Hail is produced in strong thunderstorms with tilted updrafts. You would never see hail (or graupel) falling from a nimbostratus cloud. A new record was apparently set for a large hailstone in Hawaii in March of this year. Hawaii is an unusual place for hail this large to be found.

The growing hailstone can fall back into the updraft (rather than falling out of the cloud) and be carried back up toward the top of the cloud. In this way the hailstone can complete several cycles through the interior of the cloud. The article above mentions a supercell thunderstorm. We will discuss these later in the semester.

Essentially all the rain that falls in Tucson is produced by the ice crystal process. The left figure above shows how this happens. A falling graupel particle or a snow flake moves into warmer air and melts. The resulting drops of water fall the rest of the way to the ground and would be called RAIN.

In the middle picture graupel particles can survive the trip to the ground without melting even in the summer. Many people on the ground would call this hail but that wouldn't be quite right. Graupel is less common in the winter because it comes from thunderstorms and they don't form very often in the winter. Snow can survive the trip to the ground in the winter but not the summer.

Sometimes the falling raindrops will evaporate before reaching the ground. This is called VIRGA and is pretty common early in the summer thunderstorm season in Arizona when the air is still pretty dry. Lightning that comes from thunderstorms that aren't producing much precipitation is called "dry lightning" and often starts brush fires.

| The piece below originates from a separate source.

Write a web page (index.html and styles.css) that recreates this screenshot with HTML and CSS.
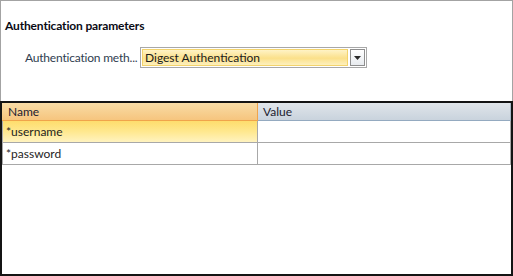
FILE: index.html
```html
<!DOCTYPE html>
<html>
<head>
<meta charset="utf-8">
<link rel="stylesheet" href="styles.css">
</head>
<body>
<div class="window">
  <div class="params">
    <div class="title">Authentication parameters</div>
    <div class="field-row">
      <div class="label">Authentication meth...</div>
      <div class="combo">
        <div class="combo-text">Digest Authentication</div>
        <div class="combo-btn">
          <svg width="7" height="4" viewBox="0 0 7 4"><path d="M0 0H7L3.5 4Z" fill="#2a2a2a"/></svg>
        </div>
      </div>
    </div>
  </div>
  <div class="grid">
    <div class="grid-row header">
      <div class="cell name-head">Name</div>
      <div class="cell value-head">Value</div>
    </div>
    <div class="grid-row">
      <div class="cell name selected">*username</div>
      <div class="cell value"></div>
    </div>
    <div class="grid-row">
      <div class="cell name">*password</div>
      <div class="cell value"></div>
    </div>
  </div>
</div>
</body>
</html>
```

FILE: styles.css
```css
html, body {
  margin: 0;
  padding: 0;
  background: #ffffff;
}
body {
  font-family: Lato, "Noto Sans", sans-serif;
  font-size: 12px;
  color: #1e1e1e;
}
.window {
  width: 513px;
  height: 276px;
  display: flex;
  flex-direction: column;
  box-sizing: border-box;
}
.params {
  height: 101px;
  box-sizing: border-box;
  border: 1px solid #a3a3a3;
  border-bottom: none;
  flex: none;
}
.title {
  font-weight: bold;
  color: #0a0a14;
  margin: 17px 0 0 4px;
  line-height: 16px;
  letter-spacing: -0.15px;
}
.field-row {
  display: flex;
  align-items: center;
  margin-top: 13px;
  padding-left: 24px;
}
.label {
  width: 115px;
  white-space: nowrap;
  color: #2f3d4f;
  letter-spacing: -0.2px;
}
.combo {
  width: 227px;
  height: 21px;
  box-sizing: border-box;
  border: 1px solid #a8a8a8;
  display: flex;
  align-items: center;
  padding: 1px;
  gap: 2px;
}
.combo-text {
  flex: 1;
  height: 17px;
  box-sizing: border-box;
  border: 1px solid #f3d36b;
  background: linear-gradient(#fff3c6, #fbe08a 55%, #fdf0bd);
  line-height: 15px;
  padding-left: 2px;
  color: #1a1a1a;
}
.combo-btn {
  width: 15px;
  height: 17px;
  box-sizing: border-box;
  border: 1px solid #8e8e8e;
  background: linear-gradient(#ffffff, #e8ebef);
  display: flex;
  align-items: center;
  justify-content: center;
}
.grid {
  flex: 1;
  border: 2px solid #141414;
  background: #ffffff;
}
.grid-row {
  display: flex;
  height: 22px;
  box-sizing: border-box;
}
.cell {
  box-sizing: border-box;
  line-height: 22px;
  border-bottom: 1px solid #a8a8a8;
}
.name {
  width: 256px;
  padding-left: 3px;
  border-right: 1px solid #a8a8a8;
  border-left: 1px solid #a8a8a8;
}
.value {
  flex: 1;
  border-right: 1px solid #a8a8a8;
}
.selected {
  background: linear-gradient(#fedd6d, #ffe88f 50%, #fff3c0);
}
.header {
  height: 18px;
}
.header .cell {
  line-height: 18px;
  color: #1c1c30;
}
.name-head {
  width: 256px;
  padding-left: 6px;
  background: linear-gradient(#f8dca6, #f6c57e);
  border-bottom: 1px solid #f0a44b;
  border-right: 1px solid #f0a44b;
}
.value-head {
  flex: 1;
  padding-left: 5px;
  background: linear-gradient(#e0e5ea, #c9d3dd);
  border-bottom: 1px solid #94aac0;
  border-right: 1px solid #a8b8c8;
}
```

Rain will sometimes freeze before reaching the ground. The resulting particle of clear ice is called SLEET. FREEZING RAIN by contrast only freezes once it reaches the ground. Everything on the ground (the image shows a car) can get coated with a thick layer of ice. It is nearly impossible to drive during one of these "ice storms." Sometimes the coating of ice is heavy enough that branches on trees are broken and power lines are brought down. It sometimes takes several days for power to be restored.